Thanks @amberleahey. Yes, I'm going to try harvesting Borealis metadata using the DDI metadata format instead of the Dataverse native json format that I usually use.

I just told Harvard Dataverse to delete the client that was trying each week to harvest metadata from Borealis, and I'll check tomorrow since it'll take a while like @landreev wrote.

Then if the client and all harvested metadata has been deleted, I'll make sure that I'm on dvn-cloud-app-2, create a new client without specifying a set so that metadata from all datasets published in Borealis are harvested into the collection at https://dataverse.harvard.edu/dataverse/borealis_harvested, tell Harvard Dataverse to harvest all metadata from Borealis, and see if it gets the metadata of all 20k datasets

jggautier · 2024-02-29T21:17:07Z

The client isn't listed on the table on the Manage Harvesting Client page anymore and all records were deleted when I checked this morning.

I made sure I was on dvn-cloud-app-2.lib.harvard.edu, created a new client without specifying a set, using the oai_ddi format and the "Dataverse v4+" "Archive Type", and told Harvard Dataverse to start harvesting.

Records are being added to https://dataverse.harvard.edu/dataverse/borealis_harvested. So far so good!

I'll check tomorrow to many of the 20,093 datasets were harvested.

jggautier · 2024-03-01T23:01:51Z

Hmmm, the Manage Harvesting Client page says that 19207 records were harvested and 453 records failed:

But there are 4,777 in https://dataverse.harvard.edu/dataverse/borealis_harvested. I'm not sure where the client page gets the 19207 number from. @landreev, any ideas?

I haven't tried to see why most records failed to be harvested, which I might do by comparing the oai_ddi metadata of records that were harvested to the oai_ddi metadata of records that weren't.

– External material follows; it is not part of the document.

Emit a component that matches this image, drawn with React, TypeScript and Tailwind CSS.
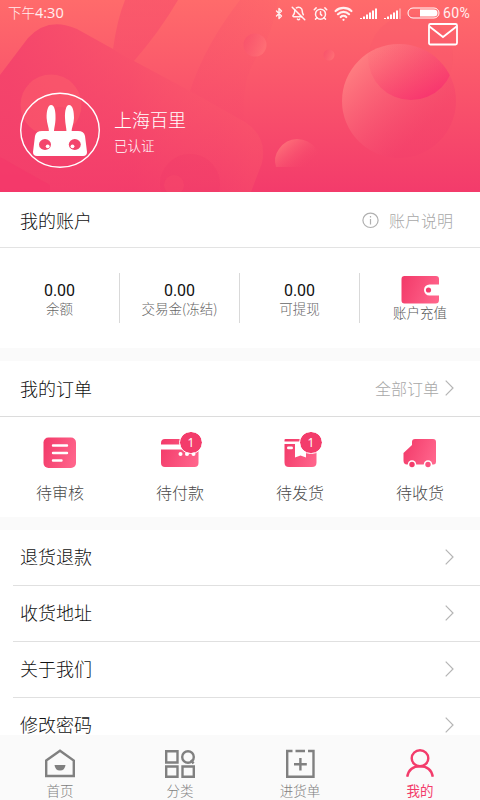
import type { ReactNode } from "react";
import { AlarmClock, BellOff, Bluetooth, Wifi } from "lucide-react";

const GRADIENT = "url(#brand)";

function HeroBackground() {
  return (
    <svg className="absolute inset-0 h-full w-full" viewBox="0 0 480 192" fill="none">
      <defs>
        <linearGradient id="hero" x1="0" y1="0" x2="0" y2="1">
          <stop stopColor="#ff6b6b" />
          <stop offset="1" stopColor="#f33b6b" />
        </linearGradient>
        <linearGradient id="bubble" x1="0.05" y1="0.2" x2="0.65" y2="0.8">
          <stop stopColor="#ff8082" />
          <stop offset="1" stopColor="#f33f6b" stopOpacity="0.4" />
        </linearGradient>
        <linearGradient id="halfBubble" x1="0" y1="0.2" x2="0.8" y2="0.8">
          <stop stopColor="#ff787c" />
          <stop offset="1" stopColor="#f6446b" stopOpacity="0.1" />
        </linearGradient>
        <linearGradient id="overlap" x1="0.25" y1="0.2" x2="0.65" y2="1">
          <stop stopColor="#fb6070" stopOpacity="0" />
          <stop offset="0.35" stopColor="#fb5070" stopOpacity="0.2" />
          <stop offset="1" stopColor="#f8316f" stopOpacity="0.85" />
        </linearGradient>
        <linearGradient id="dot" x1="0" y1="0" x2="1" y2="0.4">
          <stop stopColor="#f64c6b" stopOpacity="0.6" />
          <stop offset="1" stopColor="#ff7076" stopOpacity="0.8" />
        </linearGradient>
        <linearGradient id="body" x1="10" y1="100" x2="250" y2="90" gradientUnits="userSpaceOnUse">
          <stop stopColor="#f33f6b" stopOpacity="0.8" />
          <stop offset="0.5" stopColor="#f33f6b" stopOpacity="0.4" />
          <stop offset="0.85" stopColor="#f8556b" stopOpacity="0.2" />
          <stop offset="1" stopColor="#fb5c6b" stopOpacity="0.3" />
        </linearGradient>
        <linearGradient id="ear" x1="0" y1="0" x2="0" y2="120" gradientUnits="userSpaceOnUse">
          <stop stopColor="#f33f6b" stopOpacity="0.4" />
          <stop offset="1" stopColor="#f33f6b" stopOpacity="0.3" />
        </linearGradient>
        <linearGradient id="farEar" x1="195" y1="50" x2="280" y2="60" gradientUnits="userSpaceOnUse">
          <stop stopColor="#f5486b" stopOpacity="0.28" />
          <stop offset="1" stopColor="#f5486b" stopOpacity="0.05" />
        </linearGradient>
        <clipPath id="bubbleClip">
          <circle cx="399" cy="101" r="57" />
        </clipPath>
      </defs>
      <path fill="url(#hero)" d="M0 0h480v192H0z" />
      <path
        fill="url(#body)"
        d="M0 75 28 38Q48 16 77 29L113 49 134 61 190 91 245 122Q268 137 262 163L251 192H50L0 157z"
      />
      <path fill="url(#ear)" d="M113 49Q117 20 125 0H178Q160 31 134 61z" />
      <path fill="url(#farEar)" d="M240 0H278Q273 35 255 60 240 85 245 122L190 91Q205 45 240 0z" />
      <path fill="#f33769" fillOpacity="0.7" d="M0 157 50 185V192H0z" />
      <circle cx="51" cy="105" r="30.500" fill="#ff6a6c" fillOpacity="0.38" />
      <circle cx="60" cy="121" r="14" fill="#f33f6b" fillOpacity="0.3" />
      <circle cx="190" cy="184" r="30" fill="#ed3569" fillOpacity="0.24" />
      <circle cx="174" cy="185" r="10" fill="#f84b6c" fillOpacity="0.4" />
      <circle cx="255" cy="45" r="11.500" fill="url(#dot)" />
      <circle cx="329" cy="55" r="5.500" fill="url(#dot)" />
      <circle cx="411" cy="57" r="42" fill="#f8566b" fillOpacity="0.25" />
      <circle cx="399" cy="101" r="57" fill="url(#bubble)" />
      <circle cx="411" cy="57" r="43" fill="url(#overlap)" clipPath="url(#bubbleClip)" />
      <path fill="url(#halfBubble)" d="M276 167Q273 157 279 149 286 139 297 139 309 139 316 149 322 157 319 167z" />
    </svg>
  );
}

function Signal({ weak = false }: { weak?: boolean }) {
  return (
    <svg width="18" height="12" viewBox="0 0 18 12" fill="#fff">
      <path d="M0 11h2v1H0zM3 9.500h2V12H3zM6 7.500h2V12H6zM9 5.500h2V12H9zM12 3.500h2V12h-2z" />
      <path d="M15 1.500h2V12h-2z" opacity={weak ? 0.35 : 1} />
    </svg>
  );
}

function StatusBar() {
  return (
    <div className="flex h-[26px] items-center pl-2 text-[13.500px] text-white/90">
      <span className="w-[265px]">
        下午<span className="font-['Open_Sans','Noto_Sans',sans-serif] text-[14.500px] font-normal">4:30</span>
      </span>
      <Bluetooth className="h-[15px] w-[12px]" strokeWidth={2.8} />
      <BellOff className="ml-[6px] h-[15px] w-[15px]" strokeWidth={2.4} />
      <AlarmClock className="ml-[7px] h-[15px] w-[15px]" strokeWidth={2.4} />
      <Wifi className="ml-[6px] h-[19px] w-[19px]" strokeWidth={2.8} />
      <span className="ml-[7px]"><Signal /></span>
      <span className="ml-[6px]"><Signal weak /></span>
      <svg className="ml-[5px] shrink-0" width="33" height="12" viewBox="0 0 33 12" fill="none">
        <rect x="1" y="1" width="31" height="10" rx="5" stroke="#fff" />
        <path fill="#fff" d="M13 2.500h14a3.500 3.500 0 0 1 0 7H13z" />
      </svg>
      <span className="ml-[3px] pt-px font-['Roboto',sans-serif] text-[14px] font-normal tracking-[0.4px]">60%</span>
    </div>
  );
}

function Avatar() {
  return (
    <svg className="shrink-0" width="80" height="76" viewBox="20 92 80 76">
      <ellipse cx="60" cy="130.300" rx="39.300" ry="37" fill="none" stroke="#fff" strokeWidth="1.400" />
      <g fill="#fff">
        <path d="M51 105C55 105 55.800 113 55.500 119 55.300 125 54 128 54 132H49C49 128 46.800 123 46.600 118 46.500 111 48 105 51 105z" />
        <path d="M69 105C73 105 74 112 74 118 73.800 124 71.500 128 71.500 132H66.500C66.500 128 65.200 124 65 118 64.800 111 66 105 69 105z" />
        <path d="M42 131H78Q84 131 85 136L87 152Q87 156 83 156H37Q33 156 33 152L35 136Q36 131 42 131z" />
      </g>
      <g fill="#f3456c">
        <ellipse cx="45" cy="144.500" rx="6" ry="5.400" />
        <ellipse cx="74.800" cy="144.500" rx="6" ry="5.400" />
      </g>
      <circle cx="47.700" cy="146.300" r="1.900" fill="#fff" />
      <circle cx="72.500" cy="146.300" r="1.900" fill="#fff" />
    </svg>
  );
}

function Hero() {
  return (
    <header className="relative h-[192px] shrink-0 overflow-hidden">
      <HeroBackground />
      <div className="relative">
        <StatusBar />
        <div className="flex h-[22px] justify-end pr-[22px]">
          <svg className="-mt-1" width="30" height="24" viewBox="0 0 30 24" fill="none" stroke="#fff" strokeWidth="1.800">
            <rect x="1" y="2" width="28" height="20.500" rx="1.500" />
            <path d="M1.500 4.500 15 15 28.500 4.500" />
          </svg>
        </div>
        <div className="mt-[44px] flex items-start pl-5 text-white">
          <Avatar />
          <div className="ml-[14px] pt-[14px]">
            <p className="text-[18px] leading-[26px]">上海百里</p>
            <p className="mt-[3px] text-[13.500px] leading-[20px]">已认证</p>
          </div>
        </div>
      </div>
    </header>
  );
}

function Chevron() {
  return (
    <svg width="9" height="16" viewBox="0 0 9 16" fill="none" stroke="#b5b5b5" strokeWidth="1.200">
      <path d="m.700.700 7.300 7.300-7.300 7.300" />
    </svg>
  );
}

function WalletIcon() {
  return (
    <svg width="38" height="28" viewBox="0 0 38 28">
      <path fill={GRADIENT} d="M3.500 0h31.500q3 0 3 3v5.500H28.500a5.500 5.500 0 0 0 0 11H38V24q0 3.500-3.500 3.500H3.500q-3 0-3-3V3q0-3 3-3z" />
      <circle cx="27.500" cy="14" r="2.600" fill="#f33c6b" />
    </svg>
  );
}

function ReviewIcon() {
  return (
    <svg width="34" height="32" viewBox="0 0 34 32">
      <rect x="0.500" y="0.500" width="32.500" height="30.500" rx="5" fill={GRADIENT} />
      <path d="M10 8.500h14M10 16h14M10 23.500h8.500" stroke="#fff" strokeWidth="2.400" strokeLinecap="round" />
    </svg>
  );
}

function CardIcon() {
  return (
    <svg width="38" height="28" viewBox="0 0 38 28">
      <path fill={GRADIENT} d="M4 0h30q3.500 0 3.500 4v1.500H0V4q0-4 4-4zM0 10.500h37.500V24q0 4-4 4H4q-4 0-4-4z" />
      <g fill="#fff">
        <circle cx="19.500" cy="15" r="2" />
        <circle cx="26" cy="15" r="2" />
        <circle cx="32.500" cy="15" r="2" />
      </g>
    </svg>
  );
}

function BoxIcon() {
  return (
    <svg width="33" height="28" viewBox="0 0 33 28">
      <path fill={GRADIENT} d="M1.500 0H17v2.500H.5V1q0-1 1-1zM.5 5H11v13.500l5.500-2 5.500 2V5h10.500v18.500q0 4.500-4.500 4.500H5Q.5 28 .5 23.500z" />
      <rect x="3" y="7.500" width="6" height="2.800" rx="1.400" fill="#fff" />
    </svg>
  );
}

function TruckIcon() {
  return (
    <svg width="34" height="29" viewBox="0 0 34 29">
      <path fill={GRADIENT} d="M12 0h18q3 0 3 3v20q0 2-2 2.500H4q-3.500 0-3.500-4V14L9 6V3q0-3 3-3z" />
      <circle cx="9" cy="25.500" r="4.200" fill="#fff" />
      <circle cx="25" cy="25.500" r="4.200" fill="#fff" />
      <circle cx="9" cy="25.500" r="2.700" fill="#f33c6b" />
      <circle cx="25" cy="25.500" r="2.700" fill="#fb5280" />
    </svg>
  );
}

const balances = [
  { value: "0.00", label: "余额" },
  { value: "0.00", label: "交易金(冻结)" },
  { value: "0.00", label: "可提现" },
];

function AccountSection() {
  return (
    <section className="shrink-0 bg-white">
      <div className="flex h-[56px] items-center justify-between border-b border-[#e3e3e3] pt-px pr-[27px] pl-5">
        <h2 className="text-[18px] text-[#111]">我的账户</h2>
        <div className="flex items-center text-[16px] text-[#a8a8a8]">
          <svg className="mr-[10px]" width="17" height="17" viewBox="0 0 17 17" fill="none" stroke="#b0b0b0" strokeWidth="1.200">
            <ellipse cx="8.500" cy="8.300" rx="7.600" ry="7.200" />
            <path d="M8.500 7v5.500M8.500 4v1.500" />
          </svg>
          账户说明
        </div>
      </div>
      <div className="grid h-[100px] grid-cols-4 pt-[25px]">
        {balances.map((item) => (
          <div key={item.label} className="h-[50px] border-r border-[#d9d9d9] pt-[8px] text-center">
            <p className="font-['Roboto',sans-serif] text-[16px] leading-[19px] font-normal text-[#111]">{item.value}</p>
            <p className="text-[13.500px] leading-[17px] text-[#666]">{item.label}</p>
          </div>
        ))}
        <div className="flex flex-col items-center pt-[3px]">
          <WalletIcon />
          <p className="-mt-px text-[13.500px] leading-[18px] text-[#555]">账户充值</p>
        </div>
      </div>
    </section>
  );
}

const orders: { label: string; icon: ReactNode; count?: number }[] = [
  { label: "待审核", icon: <ReviewIcon /> },
  { label: "待付款", icon: <CardIcon />, count: 1 },
  { label: "待发货", icon: <BoxIcon />, count: 1 },
  { label: "待收货", icon: <TruckIcon /> },
];

function OrderSection() {
  return (
    <section className="mt-[13px] shrink-0 bg-white">
      <div className="flex h-[56px] items-center justify-between border-b border-[#dcdcdc] pr-[26px] pb-px pl-5">
        <h2 className="text-[18px] text-[#111]">我的订单</h2>
        <div className="flex items-center gap-[6px] text-[16px] text-[#a8a8a8]">
          全部订单
          <Chevron />
        </div>
      </div>
      <div className="grid h-[100px] grid-cols-4">
        {orders.map((order) => (
          <div key={order.label} className="flex flex-col items-center pt-[19px]">
            <div className="relative flex h-[34px] items-center">
              {order.icon}
              {order.count && (
                <span className="absolute -top-[4px] left-1/2 flex h-[21px] w-[22px] items-center justify-center rounded-full bg-[#f33c6b] font-['Noto_Sans',sans-serif] text-[12px] font-normal text-white outline outline-white">
                  {order.count}
                </span>
              )}
            </div>
            <p className="mt-[10px] text-[16px] leading-[24px] text-[#4a4a4a]">{order.label}</p>
          </div>
        ))}
      </div>
    </section>
  );
}

const links = ["退货退款", "收货地址", "关于我们", "修改密码"];

function LinkList() {
  return (
    <section className="mt-[13px] min-h-0 flex-1 overflow-hidden bg-white">
      {links.map((link) => (
        <div key={link} className="ml-[13px] flex h-[56px] items-center justify-between border-b border-[#e0e0e0] pr-[26px] pb-px pl-[7px]">
          <span className="pb-[2px] text-[18px] leading-none text-[#111]">{link}</span>
          <Chevron />
        </div>
      ))}
    </section>
  );
}

const tabs: { label: string; icon: ReactNode; active?: boolean }[] = [
  {
    label: "首页",
    icon: (
      <>
        <path d="M1.200 11.500 15 1.700 28.800 11.500V27H1.200z" />
        <path d="M9.500 16h11q-.7 5.500-5.500 5.500T9.500 16z" fill="currentColor" stroke="none" />
      </>
    ),
  },
  {
    label: "分类",
    icon: (
      <>
        <path d="M1.200 2.200h11.300v11.300H1.200zM1.200 17.500h11.300v10.300H1.200zM17.500 17.500h11.300v10.300H17.500z" />
        <circle cx="23" cy="8" r="5.800" />
        <path d="m26 11 2.500 3.500" />
      </>
    ),
  },
  {
    label: "进货单",
    icon: <path d="M7.500 2H2.200v25.800h26.300V2h-5.500M10.500 2h9.500M15.400 9v12.500M9 15.200h12.800" />,
  },
  {
    label: "我的",
    active: true,
    icon: (
      <>
        <ellipse cx="15" cy="9.200" rx="8.300" ry="8" />
        <path d="M2.200 27.800Q4 17.200 15 17.200T27.800 27.800" />
      </>
    ),
  },
];

function TabBar() {
  return (
    <nav className="grid h-[65px] shrink-0 grid-cols-4 bg-[#fafafa]">
      {tabs.map((tab) => (
        <div key={tab.label} className={tab.active ? "flex flex-col items-center pt-[14px] font-normal text-[#f33c6b]" : "flex flex-col items-center pt-[14px] text-[#808080]"}>
          <svg width="30" height="30" viewBox="0 0 30 30" fill="none" stroke="currentColor" strokeWidth="2.400">
            {tab.icon}
          </svg>
          <span className="mt-[2px] text-[13.500px] leading-[18px]">{tab.label}</span>
        </div>
      ))}
    </nav>
  );
}

export default function App() {
  return (
    <main className="flex h-[800px] w-[480px] flex-col overflow-hidden bg-[#fafafa] font-['Noto_Sans_CJK_SC',sans-serif] font-light">
      <svg className="absolute h-0 w-0">
        <linearGradient id="brand" x1="0" y1="0.300" x2="1" y2="0.600">
          <stop stopColor="#f33c6b" />
          <stop offset="1" stopColor="#ff648b" />
        </linearGradient>
      </svg>
      <Hero />
      <AccountSection />
      <OrderSection />
      <LinkList />
      <TabBar />
    </main>
  );
}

Maybe there's another way to get more info about the failures?

landreev · 2024-03-14T16:56:29Z

I wasn't able to tell what was up with the mismatched counts above right away. Going to take another, closer look.

landreev · 2024-03-14T17:30:03Z

As always, the simplest explanation ends up being the correct one. The extra 15K records were successfully harvested, they are in the database, but they didn't get indexed in solr.
The reason they didn't get indexed was that solr apparently was overwhelmed and started dropping requests. I am not sure yet whether it was overwhelmed by this very harvest - by having to index so many records in a row in such a short period of time, or if it was having trouble for unrelated reasons (like bots crawling collection pages). I have some suspicions that it may indeed be the former. One way or another, we do need an extra mechanism for monitoring for unindexed datasets in the database (harvested or local), and reindexing them after the fact. That will be handled outside of this issue.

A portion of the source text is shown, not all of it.